1. Le mal est toujours pensé dans une perspective morale, quoique Steffens s’en défende parfois. En effet, tout le raisonnement proposé est construit autour de l’alternative visible entre bien et mal ; il ne resterait plus qu’à choisir, et donc à trouver la force de faire le bon choix. Le mal en soi n’est qu’effleuré, avec quelques pages sur Satan, mis rapidement hors-jeu. Or, dans nos vies, de nombreuses situations ne sont pas aussi claires : le mal ne dit pas toujours son nom, il peut se cacher derrière un bien apparent. Et parfois, les choix possibles nous semblent même tous aussi mauvais les uns que les autres. Le discernement (mot absent du livre) devient difficile, et nécessite le recours à une approche spirituelle d’un autre ordre.

2. Le « péché de l’esprit » n’est pas mentionné. Or la raison peut aussi verser dans le mal, le choisir volontairement : c’est le troisième degré de l’athéisme analysé par Edith Stein, celui qui veut s’opposer au divin et cherche à détruire ses oeuvres. Plus encore que l’impuissance de la raison face au mal, sa faiblesse congénitale (qui peut la conduire à rejeter sciemment le bien) implique de dépasser la seule sagesse dans la lutte intérieure. Si la faiblesse du pouvoir de la raison est bien développée par Steffens, sa perversion dans le choix du mal est éludée.

3. Le plaisir apporté par le mal est à peine évoqué, pour être aussitôt enfoui comme étant bestial, de l’ordre du « ventre » dans le lexique de l’auteur. Le marquis de Sade est mentionné, mais vite renvoyé dans l’ombre. Or ce plaisir permet de saisir à la fois le choix volontaire du mal et la persistance dans le péché. Thomas d’Aquin, et à sa suite Scupoli, insistaient sur l’importance de l’habitude pour que le pécheur se détourne de tels plis.

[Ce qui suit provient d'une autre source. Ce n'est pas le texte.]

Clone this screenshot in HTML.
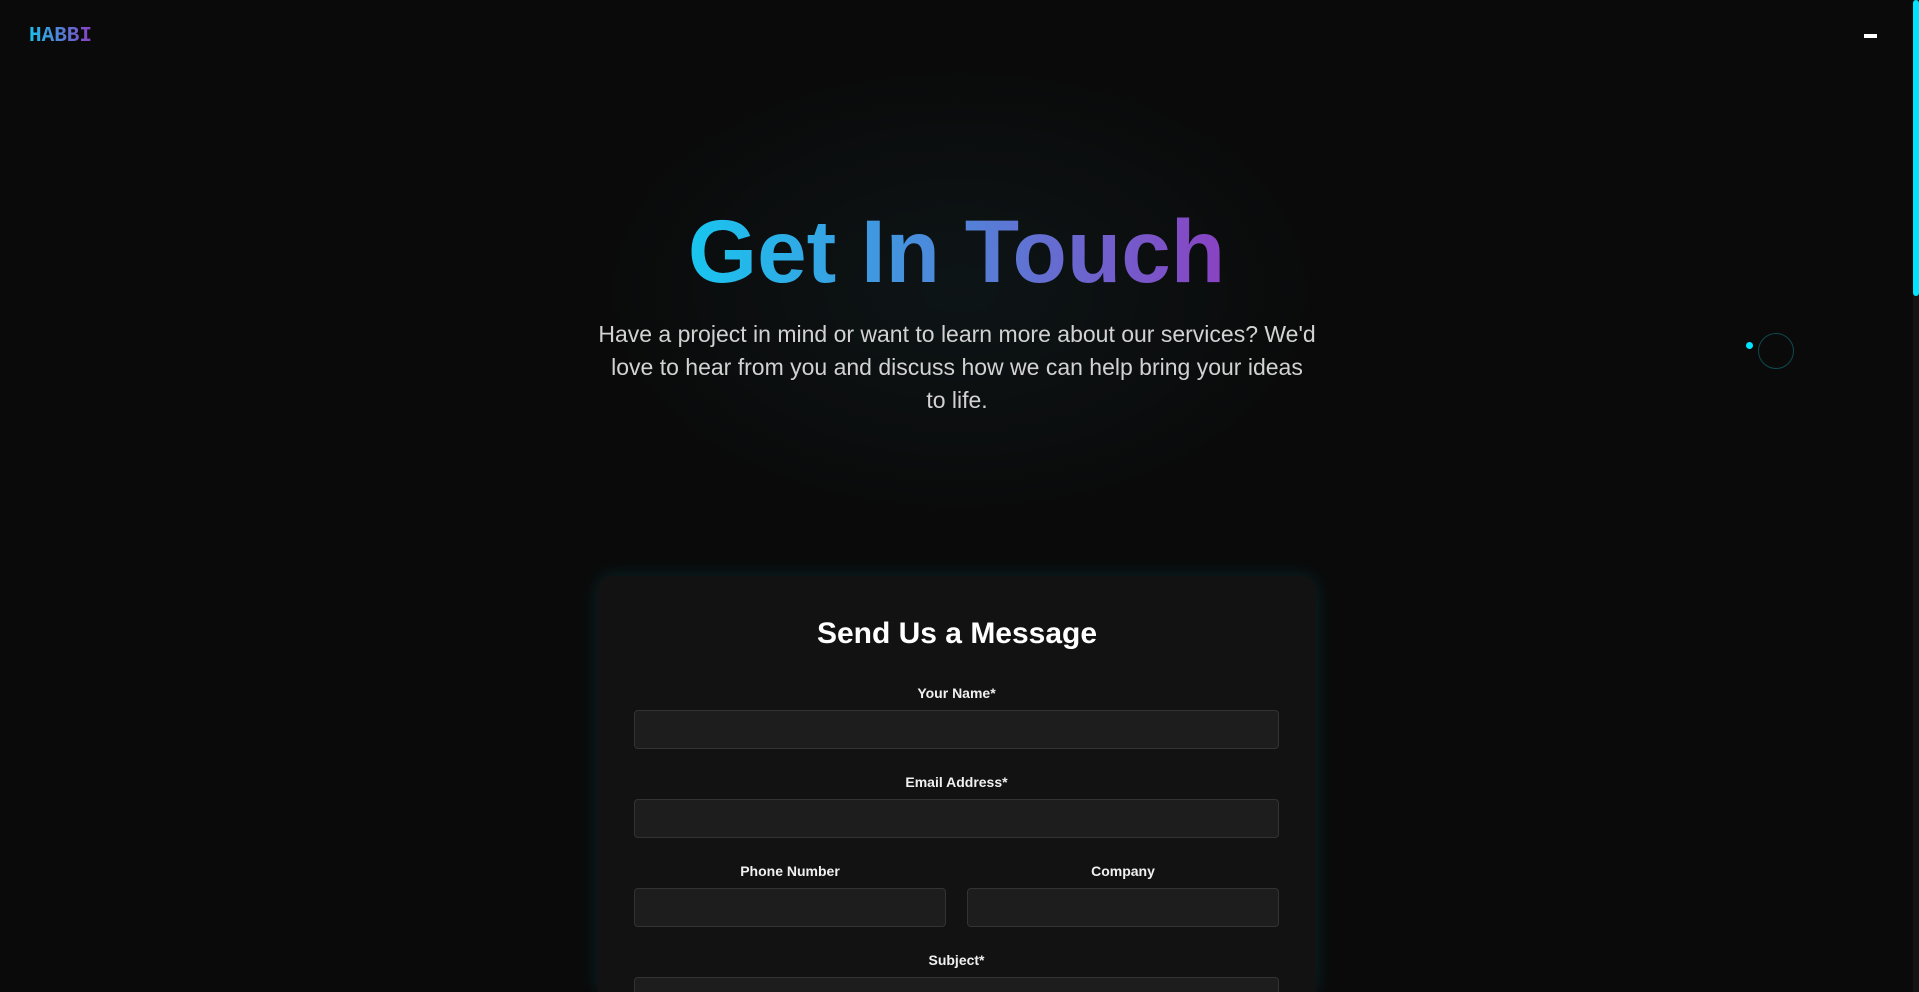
<!DOCTYPE html>
<html><head><meta charset="utf-8"><style>
*{margin:0;padding:0;box-sizing:border-box}
html,body{width:1919px;height:992px;overflow:hidden;background:#0a0a0a;font-family:"Liberation Sans",sans-serif;color:#fff}
#wrap{position:relative;width:1919px;height:992px;overflow:hidden}
.glow{position:absolute;left:560px;top:40px;width:800px;height:500px;background:radial-gradient(ellipse at center,rgba(20,40,45,0.35),rgba(10,10,10,0) 65%)}
.logo{position:absolute;left:29px;top:25px;font-family:"Liberation Mono",monospace;font-weight:bold;font-size:21px;background:linear-gradient(90deg,#1cc0ec,#8a3fc0);-webkit-background-clip:text;color:transparent}
.ham{position:absolute;left:1864px;top:34px;width:13px;height:4px;background:#fff}
.sb{position:absolute;left:1913px;top:0;width:6px;height:992px;background:#141414}
.sb div{width:6px;height:296px;background:#00e5ff;border-radius:3px}
h1{position:absolute;left:0;width:1913px;top:196px;text-align:center;font-size:89px;font-weight:bold;line-height:110px}
h1 span{background:linear-gradient(90deg,#18c6ef,#8a42c2);-webkit-background-clip:text;color:transparent}
p.lead{position:absolute;left:591px;width:732px;top:318px;text-align:center;font-size:23px;line-height:33px;color:#d2d2d2}
.dot{position:absolute;left:1746px;top:342px;width:7px;height:7px;border-radius:50%;background:#00e5ff}
.ring{position:absolute;left:1758px;top:333px;width:36px;height:36px;border-radius:50%;border:1px solid #0f4a50}
.card{position:absolute;left:598px;top:576px;width:718px;height:416px;background:#121212;border-radius:14px 14px 0 0;box-shadow:0 0 18px rgba(0,200,230,0.15)}
h2{position:absolute;left:598px;width:718px;top:617px;text-align:center;font-size:30px;font-weight:bold}
.lbl{position:absolute;text-align:center;font-size:14px;font-weight:bold;color:#f0f0f0}
.in{position:absolute;height:39px;background:#1d1d1d;border:1px solid #333;border-radius:4px}
</style></head><body><div id="wrap">
<div class="glow"></div>
<div class="logo">HABBI</div>
<div class="ham"></div>
<h1><span>Get In Touch</span></h1>
<p class="lead">Have a project in mind or want to learn more about our services? We'd love to hear from you and discuss how we can help bring your ideas<br>to life.</p>
<div class="dot"></div><div class="ring"></div>
<div class="card"></div>
<h2>Send Us a Message</h2>
<div class="lbl" style="left:634px;width:645px;top:685px">Your Name*</div>
<div class="in" style="left:634px;width:645px;top:710px"></div>
<div class="lbl" style="left:634px;width:645px;top:774px">Email Address*</div>
<div class="in" style="left:634px;width:645px;top:799px"></div>
<div class="lbl" style="left:634px;width:312px;top:863px">Phone Number</div>
<div class="lbl" style="left:967px;width:312px;top:863px">Company</div>
<div class="in" style="left:634px;width:312px;top:888px"></div>
<div class="in" style="left:967px;width:312px;top:888px"></div>
<div class="lbl" style="left:634px;width:645px;top:952px">Subject*</div>
<div class="in" style="left:634px;width:645px;top:977px;height:15px;border-bottom:none;border-radius:4px 4px 0 0"></div>
<div class="sb"><div></div></div>
</div></body></html>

Malgré ces faiblesses, l’ensemble du texte est néanmoins agréable à lire, très vivant par les multiples témoignages et illustrations proposés. Destiné à un public de croyants déjà convaincus et cherchant à approfondir leur foi au quotidien, ce petit livre peut générer d’utiles réflexions sur notre chemin de sainteté, à poursuivre en communauté ou avec un conseiller spirituel.